さらに、AIを搭載した電動工具も開発されつつあり、対象物の硬度や形状に応じて自動で回転数やトルク調整をすることで、熟練者でなくても高品質な作業を可能にすることになるでしょう。また、軽量化・静音化・振動抑制などの技術革新により、作業員の身体的負担を大きく軽減する方向へと進化しています。今後はさらに、省電力化と環境配慮型の電動工具の開発が進むことが期待されています。
5.まとめ
土木工事における小型電動工具の役割は極めて重要であり、もはや工事の効率と品質、安全性を語るうえで欠かせない存在となっています。ドリルやグラインダー、カッター、バイブレーターをいった各種工具は、それぞれの特性を活かして作業を支えており、現場での信頼性は非常に高いといえます。一方で、その利便性ゆえに軽視されがちなリスクも存在し、使用者の知識や意識によって安全性や作業結果が大きく左右されることは忘れてはいけません。

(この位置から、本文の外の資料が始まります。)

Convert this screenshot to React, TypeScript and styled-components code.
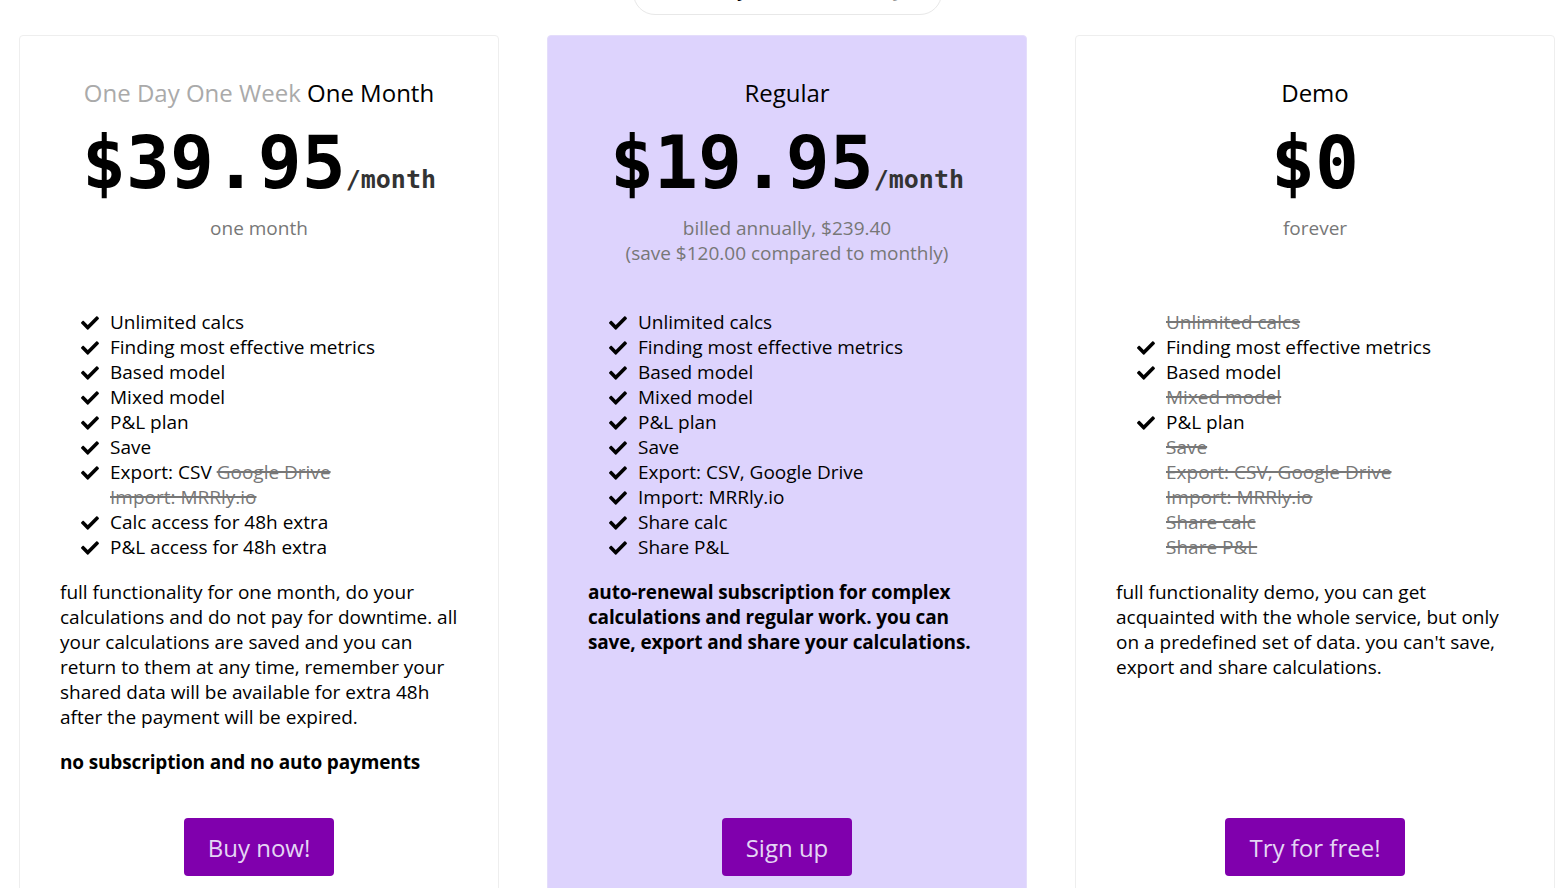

我々も上述した小型電動工具を使用する場面が多々あります。また、未経験者からの入社であれば、作業を覚えることができた後の次のステップでは小型電動工具の使用を求められることが多くなります。もちろんその際には注意点や点検方法などをしっかりとレクチャーし、使用者が安全に使えるようにしています。
道具を正しく使いこなすためには、基本的な知識の習得、安全対策の徹底、日常的なメンテナンスを怠らないことが何よりも重要です。小型電動工具の「便利さ」と「危険性」の両面を理解し、適切に活用することが、作業の質を高め、労働災害を未然に防ぐ第一歩となることを常に頭に入れておきましょう。